Directive: Copy out all the records exactly.

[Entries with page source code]
________________
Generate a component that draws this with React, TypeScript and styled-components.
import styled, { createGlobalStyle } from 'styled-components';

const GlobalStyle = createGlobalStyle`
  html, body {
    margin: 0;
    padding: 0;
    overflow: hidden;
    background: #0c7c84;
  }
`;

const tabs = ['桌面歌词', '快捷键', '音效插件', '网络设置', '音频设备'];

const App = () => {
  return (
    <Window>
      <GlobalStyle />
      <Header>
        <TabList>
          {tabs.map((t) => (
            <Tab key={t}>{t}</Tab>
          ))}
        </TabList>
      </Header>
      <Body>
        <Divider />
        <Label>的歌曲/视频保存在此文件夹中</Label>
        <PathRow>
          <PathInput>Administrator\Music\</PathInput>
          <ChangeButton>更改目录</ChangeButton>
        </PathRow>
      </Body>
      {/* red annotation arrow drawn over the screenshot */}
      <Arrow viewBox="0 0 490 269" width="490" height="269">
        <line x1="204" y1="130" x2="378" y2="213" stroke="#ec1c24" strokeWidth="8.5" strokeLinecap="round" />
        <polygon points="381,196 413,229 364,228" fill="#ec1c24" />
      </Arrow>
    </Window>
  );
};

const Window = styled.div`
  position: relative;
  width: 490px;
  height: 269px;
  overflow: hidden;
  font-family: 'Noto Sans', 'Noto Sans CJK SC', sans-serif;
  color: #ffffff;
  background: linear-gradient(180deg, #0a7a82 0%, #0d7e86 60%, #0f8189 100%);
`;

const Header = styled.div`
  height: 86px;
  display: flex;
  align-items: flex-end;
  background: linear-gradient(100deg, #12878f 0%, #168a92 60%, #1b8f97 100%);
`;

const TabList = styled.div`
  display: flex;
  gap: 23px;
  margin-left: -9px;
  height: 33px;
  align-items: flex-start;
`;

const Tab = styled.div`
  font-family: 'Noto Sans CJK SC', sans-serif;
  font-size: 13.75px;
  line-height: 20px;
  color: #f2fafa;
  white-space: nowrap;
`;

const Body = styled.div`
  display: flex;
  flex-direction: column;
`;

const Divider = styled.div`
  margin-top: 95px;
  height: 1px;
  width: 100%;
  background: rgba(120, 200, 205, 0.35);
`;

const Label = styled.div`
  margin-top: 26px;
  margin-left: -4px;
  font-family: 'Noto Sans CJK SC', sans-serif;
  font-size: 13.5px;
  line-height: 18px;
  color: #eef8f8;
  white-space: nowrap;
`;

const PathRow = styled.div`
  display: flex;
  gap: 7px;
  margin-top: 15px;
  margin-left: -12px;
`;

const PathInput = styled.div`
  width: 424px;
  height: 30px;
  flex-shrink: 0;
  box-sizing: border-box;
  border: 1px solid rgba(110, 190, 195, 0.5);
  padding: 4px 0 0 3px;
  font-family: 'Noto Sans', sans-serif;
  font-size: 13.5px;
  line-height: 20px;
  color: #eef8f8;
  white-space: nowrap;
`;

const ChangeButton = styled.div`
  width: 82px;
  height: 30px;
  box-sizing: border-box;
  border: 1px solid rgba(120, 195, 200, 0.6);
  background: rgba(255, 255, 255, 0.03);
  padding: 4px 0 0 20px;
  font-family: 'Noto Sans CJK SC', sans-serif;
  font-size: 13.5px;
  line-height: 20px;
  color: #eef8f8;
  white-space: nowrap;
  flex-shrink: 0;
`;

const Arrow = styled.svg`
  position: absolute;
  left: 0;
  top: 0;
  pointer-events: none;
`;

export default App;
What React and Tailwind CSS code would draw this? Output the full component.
________________
Finished answer:
Generate a component that draws this with React, TypeScript and styled-components.
import styled, { createGlobalStyle } from 'styled-components';

const GlobalStyle = createGlobalStyle`
  html, body {
    margin: 0;
    padding: 0;
    overflow: hidden;
    background: #0c7c84;
  }
`;

const tabs = ['桌面歌词', '快捷键', '音效插件', '网络设置', '音频设备'];

const App = () => {
  return (
    <Window>
      <GlobalStyle />
      <Header>
        <TabList>
          {tabs.map((t) => (
            <Tab key={t}>{t}</Tab>
          ))}
        </TabList>
      </Header>
      <Body>
        <Divider />
        <Label>的歌曲/视频保存在此文件夹中</Label>
        <PathRow>
          <PathInput>Administrator\Music\</PathInput>
          <ChangeButton>更改目录</ChangeButton>
        </PathRow>
      </Body>
      {/* red annotation arrow drawn over the screenshot */}
      <Arrow viewBox="0 0 490 269" width="490" height="269">
        <line x1="204" y1="130" x2="378" y2="213" stroke="#ec1c24" strokeWidth="8.5" strokeLinecap="round" />
        <polygon points="381,196 413,229 364,228" fill="#ec1c24" />
      </Arrow>
    </Window>
  );
};

const Window = styled.div`
  position: relative;
  width: 490px;
  height: 269px;
  overflow: hidden;
  font-family: 'Noto Sans', 'Noto Sans CJK SC', sans-serif;
  color: #ffffff;
  background: linear-gradient(180deg, #0a7a82 0%, #0d7e86 60%, #0f8189 100%);
`;

const Header = styled.div`
  height: 86px;
  display: flex;
  align-items: flex-end;
  background: linear-gradient(100deg, #12878f 0%, #168a92 60%, #1b8f97 100%);
`;

const TabList = styled.div`
  display: flex;
  gap: 23px;
  margin-left: -9px;
  height: 33px;
  align-items: flex-start;
`;

const Tab = styled.div`
  font-family: 'Noto Sans CJK SC', sans-serif;
  font-size: 13.75px;
  line-height: 20px;
  color: #f2fafa;
  white-space: nowrap;
`;

const Body = styled.div`
  display: flex;
  flex-direction: column;
`;

const Divider = styled.div`
  margin-top: 95px;
  height: 1px;
  width: 100%;
  background: rgba(120, 200, 205, 0.35);
`;

const Label = styled.div`
  margin-top: 26px;
  margin-left: -4px;
  font-family: 'Noto Sans CJK SC', sans-serif;
  font-size: 13.5px;
  line-height: 18px;
  color: #eef8f8;
  white-space: nowrap;
`;

const PathRow = styled.div`
  display: flex;
  gap: 7px;
  margin-top: 15px;
  margin-left: -12px;
`;

const PathInput = styled.div`
  width: 424px;
  height: 30px;
  flex-shrink: 0;
  box-sizing: border-box;
  border: 1px solid rgba(110, 190, 195, 0.5);
  padding: 4px 0 0 3px;
  font-family: 'Noto Sans', sans-serif;
  font-size: 13.5px;
  line-height: 20px;
  color: #eef8f8;
  white-space: nowrap;
`;

const ChangeButton = styled.div`
  width: 82px;
  height: 30px;
  box-sizing: border-box;
  border: 1px solid rgba(120, 195, 200, 0.6);
  background: rgba(255, 255, 255, 0.03);
  padding: 4px 0 0 20px;
  font-family: 'Noto Sans CJK SC', sans-serif;
  font-size: 13.5px;
  line-height: 20px;
  color: #eef8f8;
  white-space: nowrap;
  flex-shrink: 0;
`;

const Arrow = styled.svg`
  position: absolute;
  left: 0;
  top: 0;
  pointer-events: none;
`;

export default App;
What React and Tailwind CSS code would draw this? Output the full component.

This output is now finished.